#### Exercise goal:
Please pull out every line that includes the string "this".

#### The records:
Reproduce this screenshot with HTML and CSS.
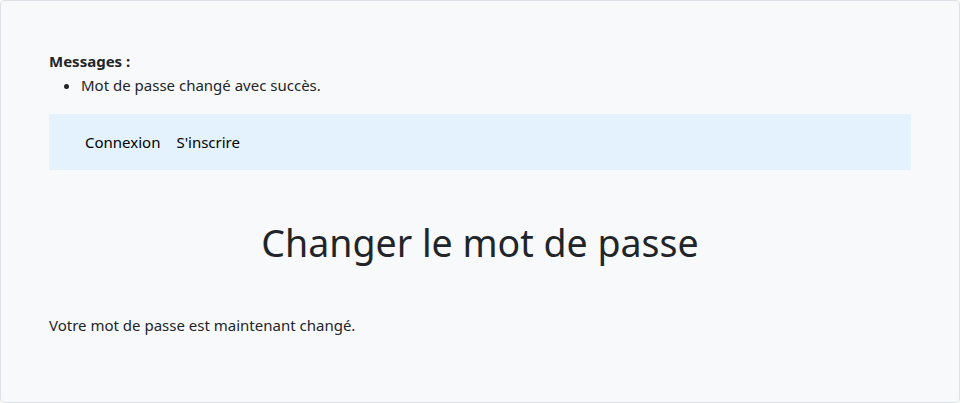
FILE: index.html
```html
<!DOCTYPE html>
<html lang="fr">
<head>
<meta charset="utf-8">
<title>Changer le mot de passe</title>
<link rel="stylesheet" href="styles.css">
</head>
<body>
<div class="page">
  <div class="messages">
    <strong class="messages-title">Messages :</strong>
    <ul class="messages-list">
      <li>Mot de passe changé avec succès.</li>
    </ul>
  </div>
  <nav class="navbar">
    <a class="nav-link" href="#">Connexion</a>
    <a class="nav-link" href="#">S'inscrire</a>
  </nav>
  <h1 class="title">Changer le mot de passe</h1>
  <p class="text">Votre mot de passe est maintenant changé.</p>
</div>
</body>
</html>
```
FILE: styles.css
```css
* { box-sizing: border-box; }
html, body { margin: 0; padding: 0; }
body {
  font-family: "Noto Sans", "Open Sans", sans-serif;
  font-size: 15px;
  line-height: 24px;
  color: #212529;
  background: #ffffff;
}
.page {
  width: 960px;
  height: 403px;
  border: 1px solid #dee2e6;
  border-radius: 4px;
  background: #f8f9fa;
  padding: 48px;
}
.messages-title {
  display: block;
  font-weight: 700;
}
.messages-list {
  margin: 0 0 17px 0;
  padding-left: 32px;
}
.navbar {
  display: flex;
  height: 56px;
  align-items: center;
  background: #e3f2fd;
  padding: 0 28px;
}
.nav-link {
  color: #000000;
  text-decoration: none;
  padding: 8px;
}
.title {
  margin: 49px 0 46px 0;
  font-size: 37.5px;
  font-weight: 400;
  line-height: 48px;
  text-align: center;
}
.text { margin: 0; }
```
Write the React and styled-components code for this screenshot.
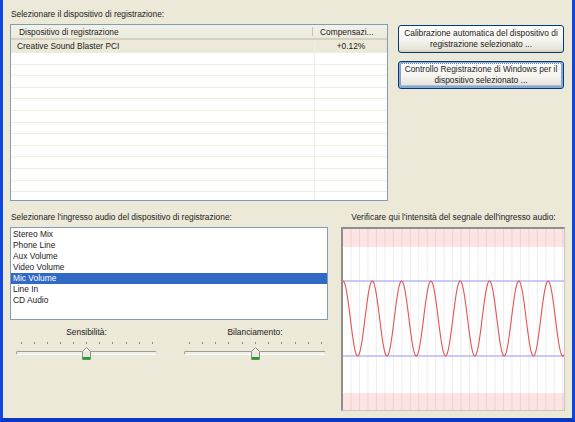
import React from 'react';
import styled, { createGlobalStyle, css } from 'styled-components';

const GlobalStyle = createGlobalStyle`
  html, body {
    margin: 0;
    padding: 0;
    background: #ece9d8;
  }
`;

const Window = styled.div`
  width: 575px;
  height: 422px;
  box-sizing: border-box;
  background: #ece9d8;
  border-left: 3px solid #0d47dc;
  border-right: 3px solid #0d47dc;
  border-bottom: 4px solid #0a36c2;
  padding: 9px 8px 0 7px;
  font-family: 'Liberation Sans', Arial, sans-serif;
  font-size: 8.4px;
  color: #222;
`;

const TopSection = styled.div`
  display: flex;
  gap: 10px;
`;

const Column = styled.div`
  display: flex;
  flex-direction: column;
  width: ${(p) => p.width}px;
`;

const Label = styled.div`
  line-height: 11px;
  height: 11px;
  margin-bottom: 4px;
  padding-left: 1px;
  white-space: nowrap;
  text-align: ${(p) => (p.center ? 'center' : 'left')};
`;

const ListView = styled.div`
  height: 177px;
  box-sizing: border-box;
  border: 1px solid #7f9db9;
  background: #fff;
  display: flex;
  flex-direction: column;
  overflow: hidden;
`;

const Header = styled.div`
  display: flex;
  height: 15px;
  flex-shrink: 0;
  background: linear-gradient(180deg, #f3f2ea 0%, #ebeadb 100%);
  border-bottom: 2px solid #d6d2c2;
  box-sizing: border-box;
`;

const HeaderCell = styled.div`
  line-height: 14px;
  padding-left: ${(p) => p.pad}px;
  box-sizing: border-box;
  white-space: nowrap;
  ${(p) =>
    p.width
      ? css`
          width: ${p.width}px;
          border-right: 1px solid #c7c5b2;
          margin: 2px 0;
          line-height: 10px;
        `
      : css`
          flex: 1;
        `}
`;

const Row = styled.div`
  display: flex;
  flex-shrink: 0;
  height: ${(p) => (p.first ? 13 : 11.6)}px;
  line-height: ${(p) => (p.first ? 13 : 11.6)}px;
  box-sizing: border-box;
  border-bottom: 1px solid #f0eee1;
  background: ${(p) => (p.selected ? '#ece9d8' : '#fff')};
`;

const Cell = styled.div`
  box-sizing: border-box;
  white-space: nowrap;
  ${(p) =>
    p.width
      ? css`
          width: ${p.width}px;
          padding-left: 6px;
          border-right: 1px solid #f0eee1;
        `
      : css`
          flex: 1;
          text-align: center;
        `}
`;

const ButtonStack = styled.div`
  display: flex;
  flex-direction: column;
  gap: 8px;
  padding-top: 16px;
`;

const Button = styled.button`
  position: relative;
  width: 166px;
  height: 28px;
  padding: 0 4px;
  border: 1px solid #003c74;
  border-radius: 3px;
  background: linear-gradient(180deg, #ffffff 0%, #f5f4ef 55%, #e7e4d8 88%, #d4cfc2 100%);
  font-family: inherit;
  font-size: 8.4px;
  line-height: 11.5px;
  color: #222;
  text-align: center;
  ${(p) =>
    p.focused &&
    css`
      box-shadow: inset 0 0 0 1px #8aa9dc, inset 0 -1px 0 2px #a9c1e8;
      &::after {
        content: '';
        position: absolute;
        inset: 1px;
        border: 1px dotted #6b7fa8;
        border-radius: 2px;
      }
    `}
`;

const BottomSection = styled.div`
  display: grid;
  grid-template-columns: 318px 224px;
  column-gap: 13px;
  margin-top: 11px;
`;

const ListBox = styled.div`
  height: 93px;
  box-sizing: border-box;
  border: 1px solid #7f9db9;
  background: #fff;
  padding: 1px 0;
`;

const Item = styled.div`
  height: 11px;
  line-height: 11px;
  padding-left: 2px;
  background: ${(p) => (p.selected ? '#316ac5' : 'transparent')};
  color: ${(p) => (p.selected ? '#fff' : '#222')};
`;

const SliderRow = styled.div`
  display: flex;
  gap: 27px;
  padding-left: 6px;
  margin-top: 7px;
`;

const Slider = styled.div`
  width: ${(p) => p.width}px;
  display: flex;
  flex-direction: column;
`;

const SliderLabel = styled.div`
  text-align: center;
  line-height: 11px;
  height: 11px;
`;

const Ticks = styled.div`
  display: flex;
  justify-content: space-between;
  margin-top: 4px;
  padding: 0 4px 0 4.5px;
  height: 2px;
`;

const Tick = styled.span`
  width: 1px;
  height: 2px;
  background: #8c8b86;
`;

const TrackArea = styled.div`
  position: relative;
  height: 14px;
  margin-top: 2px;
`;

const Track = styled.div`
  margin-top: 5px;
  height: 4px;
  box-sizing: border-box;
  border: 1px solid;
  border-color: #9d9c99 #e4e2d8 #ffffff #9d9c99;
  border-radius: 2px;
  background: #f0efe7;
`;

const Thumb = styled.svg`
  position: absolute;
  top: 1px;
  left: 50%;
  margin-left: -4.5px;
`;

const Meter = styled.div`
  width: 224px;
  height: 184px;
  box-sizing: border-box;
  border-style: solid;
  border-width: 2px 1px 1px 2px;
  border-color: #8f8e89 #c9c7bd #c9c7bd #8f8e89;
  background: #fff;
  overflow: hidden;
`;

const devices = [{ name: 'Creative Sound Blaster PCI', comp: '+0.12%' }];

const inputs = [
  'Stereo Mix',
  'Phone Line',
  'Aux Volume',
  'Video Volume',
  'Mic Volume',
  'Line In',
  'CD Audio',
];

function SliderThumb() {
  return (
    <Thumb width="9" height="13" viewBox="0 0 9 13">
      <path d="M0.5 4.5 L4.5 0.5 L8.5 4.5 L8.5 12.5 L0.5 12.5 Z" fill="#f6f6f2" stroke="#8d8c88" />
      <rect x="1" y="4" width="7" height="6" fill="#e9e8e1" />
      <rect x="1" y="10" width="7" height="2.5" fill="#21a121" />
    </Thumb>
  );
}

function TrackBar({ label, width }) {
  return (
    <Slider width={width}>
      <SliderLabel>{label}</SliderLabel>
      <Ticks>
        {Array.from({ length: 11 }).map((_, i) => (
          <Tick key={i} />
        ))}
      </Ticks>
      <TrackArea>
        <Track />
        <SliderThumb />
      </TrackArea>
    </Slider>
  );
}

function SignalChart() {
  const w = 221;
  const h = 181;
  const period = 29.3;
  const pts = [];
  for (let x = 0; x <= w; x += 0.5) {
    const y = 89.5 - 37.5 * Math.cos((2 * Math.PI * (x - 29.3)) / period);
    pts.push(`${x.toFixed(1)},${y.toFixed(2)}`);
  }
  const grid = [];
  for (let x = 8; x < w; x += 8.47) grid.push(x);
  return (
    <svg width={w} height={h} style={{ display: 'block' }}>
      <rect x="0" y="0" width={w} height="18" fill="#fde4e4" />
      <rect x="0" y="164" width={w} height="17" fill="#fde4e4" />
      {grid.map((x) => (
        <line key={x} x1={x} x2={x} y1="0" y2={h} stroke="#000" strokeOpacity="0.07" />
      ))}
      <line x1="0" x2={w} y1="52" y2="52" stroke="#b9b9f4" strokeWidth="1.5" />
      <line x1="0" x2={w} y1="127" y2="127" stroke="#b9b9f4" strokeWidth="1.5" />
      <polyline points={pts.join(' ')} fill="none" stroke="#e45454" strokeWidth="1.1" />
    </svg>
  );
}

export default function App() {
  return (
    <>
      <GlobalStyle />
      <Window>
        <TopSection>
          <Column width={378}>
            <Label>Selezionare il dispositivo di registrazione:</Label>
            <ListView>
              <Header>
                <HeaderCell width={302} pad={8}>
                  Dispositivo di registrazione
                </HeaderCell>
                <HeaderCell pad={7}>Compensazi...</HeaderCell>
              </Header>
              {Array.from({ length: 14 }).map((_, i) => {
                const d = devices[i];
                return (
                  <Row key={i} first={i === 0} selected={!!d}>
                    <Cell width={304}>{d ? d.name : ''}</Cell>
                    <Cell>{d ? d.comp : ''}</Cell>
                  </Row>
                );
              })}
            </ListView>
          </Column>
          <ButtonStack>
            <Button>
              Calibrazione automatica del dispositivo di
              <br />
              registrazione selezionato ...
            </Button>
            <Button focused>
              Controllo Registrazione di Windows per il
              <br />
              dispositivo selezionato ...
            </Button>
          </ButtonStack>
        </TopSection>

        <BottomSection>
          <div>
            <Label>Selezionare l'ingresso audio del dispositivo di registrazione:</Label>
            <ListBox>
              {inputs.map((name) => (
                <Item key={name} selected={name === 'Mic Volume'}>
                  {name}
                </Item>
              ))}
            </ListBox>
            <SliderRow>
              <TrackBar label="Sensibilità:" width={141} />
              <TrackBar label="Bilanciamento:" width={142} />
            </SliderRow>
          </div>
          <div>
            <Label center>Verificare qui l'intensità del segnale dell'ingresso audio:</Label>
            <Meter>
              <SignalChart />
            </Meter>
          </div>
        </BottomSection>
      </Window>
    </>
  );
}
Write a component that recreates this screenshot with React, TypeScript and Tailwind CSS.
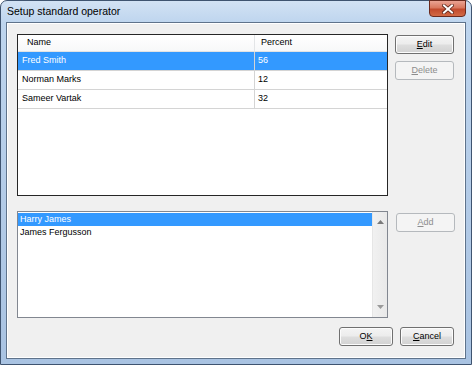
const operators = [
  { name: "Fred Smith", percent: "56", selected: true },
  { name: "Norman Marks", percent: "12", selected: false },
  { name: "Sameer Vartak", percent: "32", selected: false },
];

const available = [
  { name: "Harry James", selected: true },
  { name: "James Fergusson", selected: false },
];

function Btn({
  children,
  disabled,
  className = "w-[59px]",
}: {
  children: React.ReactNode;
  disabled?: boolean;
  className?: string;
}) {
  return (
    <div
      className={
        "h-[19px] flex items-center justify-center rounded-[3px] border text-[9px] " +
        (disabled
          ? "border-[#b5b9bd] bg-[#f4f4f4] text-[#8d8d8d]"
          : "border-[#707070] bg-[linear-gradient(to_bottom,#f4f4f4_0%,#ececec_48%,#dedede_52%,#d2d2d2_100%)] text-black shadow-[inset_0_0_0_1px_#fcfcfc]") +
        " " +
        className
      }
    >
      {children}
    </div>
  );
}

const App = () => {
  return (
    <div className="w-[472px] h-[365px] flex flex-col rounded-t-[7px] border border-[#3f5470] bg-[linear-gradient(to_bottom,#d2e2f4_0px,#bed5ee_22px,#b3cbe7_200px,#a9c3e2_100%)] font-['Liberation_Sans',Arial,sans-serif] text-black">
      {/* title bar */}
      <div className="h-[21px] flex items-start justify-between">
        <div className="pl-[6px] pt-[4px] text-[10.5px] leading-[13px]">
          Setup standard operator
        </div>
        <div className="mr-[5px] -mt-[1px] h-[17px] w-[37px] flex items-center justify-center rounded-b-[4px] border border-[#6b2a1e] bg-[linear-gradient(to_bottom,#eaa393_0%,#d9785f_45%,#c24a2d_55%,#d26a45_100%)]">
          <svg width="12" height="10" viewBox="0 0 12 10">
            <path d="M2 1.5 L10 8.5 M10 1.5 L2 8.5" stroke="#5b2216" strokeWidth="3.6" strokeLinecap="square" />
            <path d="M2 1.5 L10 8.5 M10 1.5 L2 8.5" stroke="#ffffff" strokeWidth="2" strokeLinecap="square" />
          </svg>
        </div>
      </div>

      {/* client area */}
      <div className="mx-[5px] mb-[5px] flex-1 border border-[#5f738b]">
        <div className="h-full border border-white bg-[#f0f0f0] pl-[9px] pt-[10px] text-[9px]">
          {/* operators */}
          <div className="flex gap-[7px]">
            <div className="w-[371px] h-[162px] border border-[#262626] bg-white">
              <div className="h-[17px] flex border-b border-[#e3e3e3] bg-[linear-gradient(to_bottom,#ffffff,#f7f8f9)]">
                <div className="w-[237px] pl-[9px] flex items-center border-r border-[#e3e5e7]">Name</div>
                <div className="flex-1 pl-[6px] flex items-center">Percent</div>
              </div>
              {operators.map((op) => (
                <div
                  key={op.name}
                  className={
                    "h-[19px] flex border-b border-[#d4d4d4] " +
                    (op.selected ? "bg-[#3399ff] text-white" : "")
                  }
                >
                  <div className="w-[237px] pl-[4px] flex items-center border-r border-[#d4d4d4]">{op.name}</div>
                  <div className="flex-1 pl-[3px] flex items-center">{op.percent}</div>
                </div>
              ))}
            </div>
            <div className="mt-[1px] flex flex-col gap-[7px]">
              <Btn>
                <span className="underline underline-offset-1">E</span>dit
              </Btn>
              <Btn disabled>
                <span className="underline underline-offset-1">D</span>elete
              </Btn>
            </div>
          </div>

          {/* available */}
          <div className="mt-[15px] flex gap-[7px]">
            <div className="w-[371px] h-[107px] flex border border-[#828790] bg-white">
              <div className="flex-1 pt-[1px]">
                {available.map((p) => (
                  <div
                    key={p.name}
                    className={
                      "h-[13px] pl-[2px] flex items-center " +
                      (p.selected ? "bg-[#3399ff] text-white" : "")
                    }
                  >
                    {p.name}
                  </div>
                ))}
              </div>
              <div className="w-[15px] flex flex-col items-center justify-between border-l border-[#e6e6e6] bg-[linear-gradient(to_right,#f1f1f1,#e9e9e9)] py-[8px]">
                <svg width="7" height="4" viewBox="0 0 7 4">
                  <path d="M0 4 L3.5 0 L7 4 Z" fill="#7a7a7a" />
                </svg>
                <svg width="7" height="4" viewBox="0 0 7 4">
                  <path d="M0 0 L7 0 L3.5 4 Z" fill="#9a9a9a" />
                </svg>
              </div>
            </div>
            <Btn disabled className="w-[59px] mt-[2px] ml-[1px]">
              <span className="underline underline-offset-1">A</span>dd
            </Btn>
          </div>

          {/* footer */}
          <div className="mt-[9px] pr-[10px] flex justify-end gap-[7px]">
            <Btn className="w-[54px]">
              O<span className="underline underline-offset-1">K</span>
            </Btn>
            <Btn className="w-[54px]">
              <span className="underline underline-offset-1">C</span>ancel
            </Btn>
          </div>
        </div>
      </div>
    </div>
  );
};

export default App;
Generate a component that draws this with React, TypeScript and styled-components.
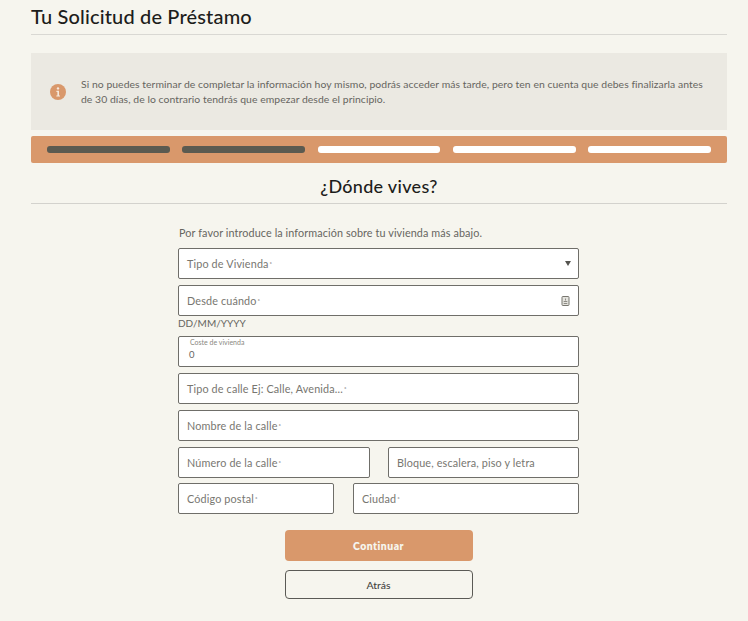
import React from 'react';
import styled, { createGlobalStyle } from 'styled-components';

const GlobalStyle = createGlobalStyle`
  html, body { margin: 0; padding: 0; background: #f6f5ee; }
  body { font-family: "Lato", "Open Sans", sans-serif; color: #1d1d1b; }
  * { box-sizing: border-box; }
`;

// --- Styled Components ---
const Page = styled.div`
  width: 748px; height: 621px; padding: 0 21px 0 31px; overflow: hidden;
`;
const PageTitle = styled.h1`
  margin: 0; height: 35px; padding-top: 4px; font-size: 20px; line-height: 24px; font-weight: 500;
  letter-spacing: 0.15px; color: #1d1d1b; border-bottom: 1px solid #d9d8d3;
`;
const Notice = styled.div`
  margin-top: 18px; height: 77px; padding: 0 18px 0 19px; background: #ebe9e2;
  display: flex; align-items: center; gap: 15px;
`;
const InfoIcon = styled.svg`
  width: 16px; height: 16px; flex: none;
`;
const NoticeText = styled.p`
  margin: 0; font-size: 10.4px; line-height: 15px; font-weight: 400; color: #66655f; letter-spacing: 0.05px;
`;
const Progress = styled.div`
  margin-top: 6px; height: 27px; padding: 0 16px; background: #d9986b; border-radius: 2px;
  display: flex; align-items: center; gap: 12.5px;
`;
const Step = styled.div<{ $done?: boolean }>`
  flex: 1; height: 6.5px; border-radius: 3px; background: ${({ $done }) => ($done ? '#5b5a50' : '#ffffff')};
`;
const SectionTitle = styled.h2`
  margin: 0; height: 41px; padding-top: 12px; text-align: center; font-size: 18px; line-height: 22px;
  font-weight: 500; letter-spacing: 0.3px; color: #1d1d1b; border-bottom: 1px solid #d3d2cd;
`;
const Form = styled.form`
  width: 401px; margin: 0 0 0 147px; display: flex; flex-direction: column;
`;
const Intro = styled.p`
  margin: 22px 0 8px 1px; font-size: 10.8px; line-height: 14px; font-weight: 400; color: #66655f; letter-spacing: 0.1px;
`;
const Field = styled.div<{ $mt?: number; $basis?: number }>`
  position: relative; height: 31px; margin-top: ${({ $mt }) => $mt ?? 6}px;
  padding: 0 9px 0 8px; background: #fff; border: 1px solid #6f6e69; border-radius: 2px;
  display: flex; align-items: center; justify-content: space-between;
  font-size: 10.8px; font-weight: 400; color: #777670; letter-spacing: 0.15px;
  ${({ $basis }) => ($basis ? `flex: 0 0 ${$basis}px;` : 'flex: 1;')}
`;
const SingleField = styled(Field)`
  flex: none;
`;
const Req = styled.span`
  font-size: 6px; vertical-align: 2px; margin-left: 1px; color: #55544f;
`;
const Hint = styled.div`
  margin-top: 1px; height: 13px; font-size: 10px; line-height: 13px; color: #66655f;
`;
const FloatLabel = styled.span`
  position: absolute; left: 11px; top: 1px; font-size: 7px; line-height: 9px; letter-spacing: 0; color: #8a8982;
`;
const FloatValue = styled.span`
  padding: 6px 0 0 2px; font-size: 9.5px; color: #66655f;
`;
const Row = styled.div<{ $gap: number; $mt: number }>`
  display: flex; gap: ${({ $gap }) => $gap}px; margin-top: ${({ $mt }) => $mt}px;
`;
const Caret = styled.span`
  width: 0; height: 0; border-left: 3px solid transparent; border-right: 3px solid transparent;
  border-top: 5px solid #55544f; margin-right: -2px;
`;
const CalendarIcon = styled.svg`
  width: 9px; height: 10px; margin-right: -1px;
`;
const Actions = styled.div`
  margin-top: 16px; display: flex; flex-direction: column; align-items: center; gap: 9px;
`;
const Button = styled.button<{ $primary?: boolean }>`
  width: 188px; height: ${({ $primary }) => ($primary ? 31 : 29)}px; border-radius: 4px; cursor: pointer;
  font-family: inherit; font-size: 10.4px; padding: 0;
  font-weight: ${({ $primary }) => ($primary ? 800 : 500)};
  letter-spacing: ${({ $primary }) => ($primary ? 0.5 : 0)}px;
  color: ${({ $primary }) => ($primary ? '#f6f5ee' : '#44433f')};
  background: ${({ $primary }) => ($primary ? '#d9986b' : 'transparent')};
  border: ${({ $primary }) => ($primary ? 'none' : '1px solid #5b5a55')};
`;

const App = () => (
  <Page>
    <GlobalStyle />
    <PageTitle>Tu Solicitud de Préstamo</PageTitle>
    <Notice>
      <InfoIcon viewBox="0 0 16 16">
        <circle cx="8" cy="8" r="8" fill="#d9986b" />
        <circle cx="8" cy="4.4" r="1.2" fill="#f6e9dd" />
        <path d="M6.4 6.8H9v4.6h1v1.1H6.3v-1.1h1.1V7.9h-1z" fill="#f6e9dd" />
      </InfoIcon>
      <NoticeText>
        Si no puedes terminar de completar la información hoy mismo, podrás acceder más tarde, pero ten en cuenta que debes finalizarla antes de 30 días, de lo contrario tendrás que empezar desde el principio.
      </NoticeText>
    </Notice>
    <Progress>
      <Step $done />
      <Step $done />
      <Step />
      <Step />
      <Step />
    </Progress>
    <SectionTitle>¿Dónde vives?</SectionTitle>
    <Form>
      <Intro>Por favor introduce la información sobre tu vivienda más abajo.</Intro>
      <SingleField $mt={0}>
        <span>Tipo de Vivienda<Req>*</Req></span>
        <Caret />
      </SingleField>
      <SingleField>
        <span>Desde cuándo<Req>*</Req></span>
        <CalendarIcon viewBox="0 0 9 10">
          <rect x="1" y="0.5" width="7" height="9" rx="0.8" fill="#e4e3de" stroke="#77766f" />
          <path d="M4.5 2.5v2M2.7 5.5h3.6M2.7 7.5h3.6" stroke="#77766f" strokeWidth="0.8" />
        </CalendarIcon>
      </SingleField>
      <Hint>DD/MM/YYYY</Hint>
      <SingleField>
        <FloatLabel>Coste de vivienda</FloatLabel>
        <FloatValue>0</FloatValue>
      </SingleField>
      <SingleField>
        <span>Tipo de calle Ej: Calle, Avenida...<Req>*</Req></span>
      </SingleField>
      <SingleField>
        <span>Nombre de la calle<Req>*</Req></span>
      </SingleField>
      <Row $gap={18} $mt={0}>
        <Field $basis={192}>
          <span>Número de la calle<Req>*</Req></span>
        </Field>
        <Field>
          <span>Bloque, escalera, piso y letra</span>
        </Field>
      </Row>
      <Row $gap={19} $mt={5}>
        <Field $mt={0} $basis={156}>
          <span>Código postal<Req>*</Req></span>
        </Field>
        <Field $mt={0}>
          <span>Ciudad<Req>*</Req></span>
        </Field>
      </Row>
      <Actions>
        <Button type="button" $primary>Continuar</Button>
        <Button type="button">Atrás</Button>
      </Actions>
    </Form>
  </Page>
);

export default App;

#### Answer:
Reproduce this screenshot with HTML and CSS.
Write the React and styled-components code for this screenshot.
Write a component that recreates this screenshot with React, TypeScript and Tailwind CSS.
Generate a component that draws this with React, TypeScript and styled-components.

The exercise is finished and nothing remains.